## Task instructions
Pictures in the data below are not part of the copy; transcribe everything else exactly.

## Data extract
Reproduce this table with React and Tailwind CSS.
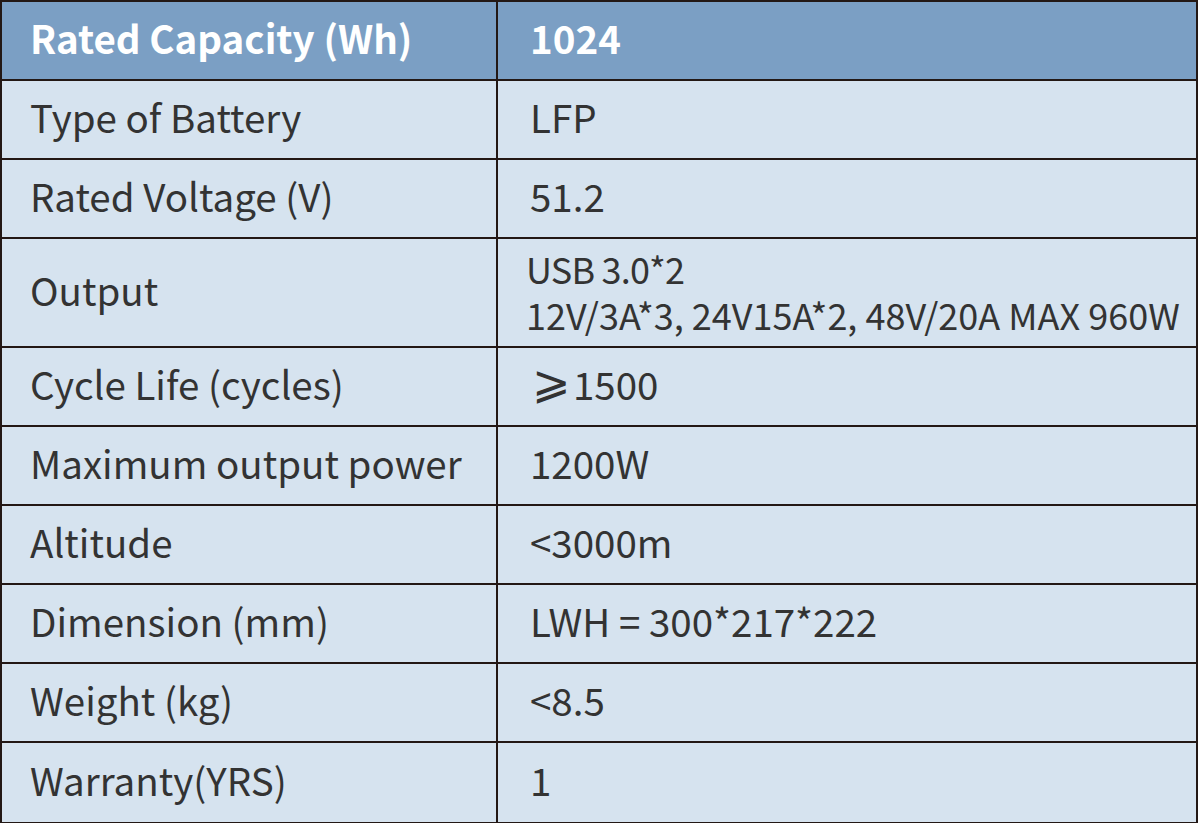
import React from 'react';

const rows = [
  ['Type of Battery', 'LFP'],
  ['Rated Voltage (V)', '51.2'],
  ['Output', null],
  ['Cycle Life (cycles)', 'geq'],
  ['Maximum output power', '1200W'],
  ['Altitude', '<3000m'],
  ['Dimension (mm)', 'LWH = 300*217*222'],
  ['Weight (kg)', '<8.5'],
  ['Warranty(YRS)', '1'],
];

const font = { fontFamily: '"Noto Sans CJK SC", "Noto Sans", sans-serif' };

export default function App() {
  return (
    <div className="w-[1198px] h-[823px] bg-white" style={font}>
      <div className="w-[1198px] border-2 border-[#231815] bg-[#d6e3ef] text-[#333333]">
        <div className="flex h-[79px] bg-[#7b9fc4] border-b-2 border-[#231815] text-white font-bold text-[38.5px]">
          <div className="w-[496px] shrink-0 border-r-2 border-[#231815] flex items-center pl-[28px] pb-[6px]">Rated Capacity (Wh)</div>
          <div className="flex-1 flex items-center pl-[32px] pb-[6px]">1024</div>
        </div>
        {rows.map(([label, value], i) => (
          <div
            key={label}
            className={`flex ${label === 'Output' ? 'h-[109px]' : 'h-[79px]'} ${i < rows.length - 1 ? 'border-b-2 border-[#231815]' : ''} text-[38.5px]`}
          >
            <div className="w-[496px] shrink-0 border-r-2 border-[#231815] flex items-center pl-[28px] pb-[5px]">{label}</div>
            {value === null ? (
              <div className="flex-1 flex flex-col justify-center gap-[2px] pl-[28px] pb-[4px] text-[36px] leading-[44px]">
                <span className="tracking-[-0.8px]">USB 3.0*2</span>
                <span className="whitespace-nowrap">12V/3A*3, 24V15A*2, 48V/20A MAX 960W</span>
              </div>
            ) : value === 'geq' ? (
              <div className="flex-1 flex items-center pl-[34px] pb-[5px]">
                <span className="text-[46px] leading-none mr-[2px] mb-[12px]">⩾</span>
                <span>1500</span>
              </div>
            ) : (
              <div className="flex-1 flex items-center pl-[32px] pb-[5px]">{value}</div>
            )}
          </div>
        ))}
      </div>
    </div>
  );
}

## Exercise result
Reproduce this table with React and Tailwind CSS.
import React from 'react';

const rows = [
  ['Type of Battery', 'LFP'],
  ['Rated Voltage (V)', '51.2'],
  ['Output', null],
  ['Cycle Life (cycles)', 'geq'],
  ['Maximum output power', '1200W'],
  ['Altitude', '<3000m'],
  ['Dimension (mm)', 'LWH = 300*217*222'],
  ['Weight (kg)', '<8.5'],
  ['Warranty(YRS)', '1'],
];

const font = { fontFamily: '"Noto Sans CJK SC", "Noto Sans", sans-serif' };

export default function App() {
  return (
    <div className="w-[1198px] h-[823px] bg-white" style={font}>
      <div className="w-[1198px] border-2 border-[#231815] bg-[#d6e3ef] text-[#333333]">
        <div className="flex h-[79px] bg-[#7b9fc4] border-b-2 border-[#231815] text-white font-bold text-[38.5px]">
          <div className="w-[496px] shrink-0 border-r-2 border-[#231815] flex items-center pl-[28px] pb-[6px]">Rated Capacity (Wh)</div>
          <div className="flex-1 flex items-center pl-[32px] pb-[6px]">1024</div>
        </div>
        {rows.map(([label, value], i) => (
          <div
            key={label}
            className={`flex ${label === 'Output' ? 'h-[109px]' : 'h-[79px]'} ${i < rows.length - 1 ? 'border-b-2 border-[#231815]' : ''} text-[38.5px]`}
          >
            <div className="w-[496px] shrink-0 border-r-2 border-[#231815] flex items-center pl-[28px] pb-[5px]">{label}</div>
            {value === null ? (
              <div className="flex-1 flex flex-col justify-center gap-[2px] pl-[28px] pb-[4px] text-[36px] leading-[44px]">
                <span className="tracking-[-0.8px]">USB 3.0*2</span>
                <span className="whitespace-nowrap">12V/3A*3, 24V15A*2, 48V/20A MAX 960W</span>
              </div>
            ) : value === 'geq' ? (
              <div className="flex-1 flex items-center pl-[34px] pb-[5px]">
                <span className="text-[46px] leading-none mr-[2px] mb-[12px]">⩾</span>
                <span>1500</span>
              </div>
            ) : (
              <div className="flex-1 flex items-center pl-[32px] pb-[5px]">{value}</div>
            )}
          </div>
        ))}
      </div>
    </div>
  );
}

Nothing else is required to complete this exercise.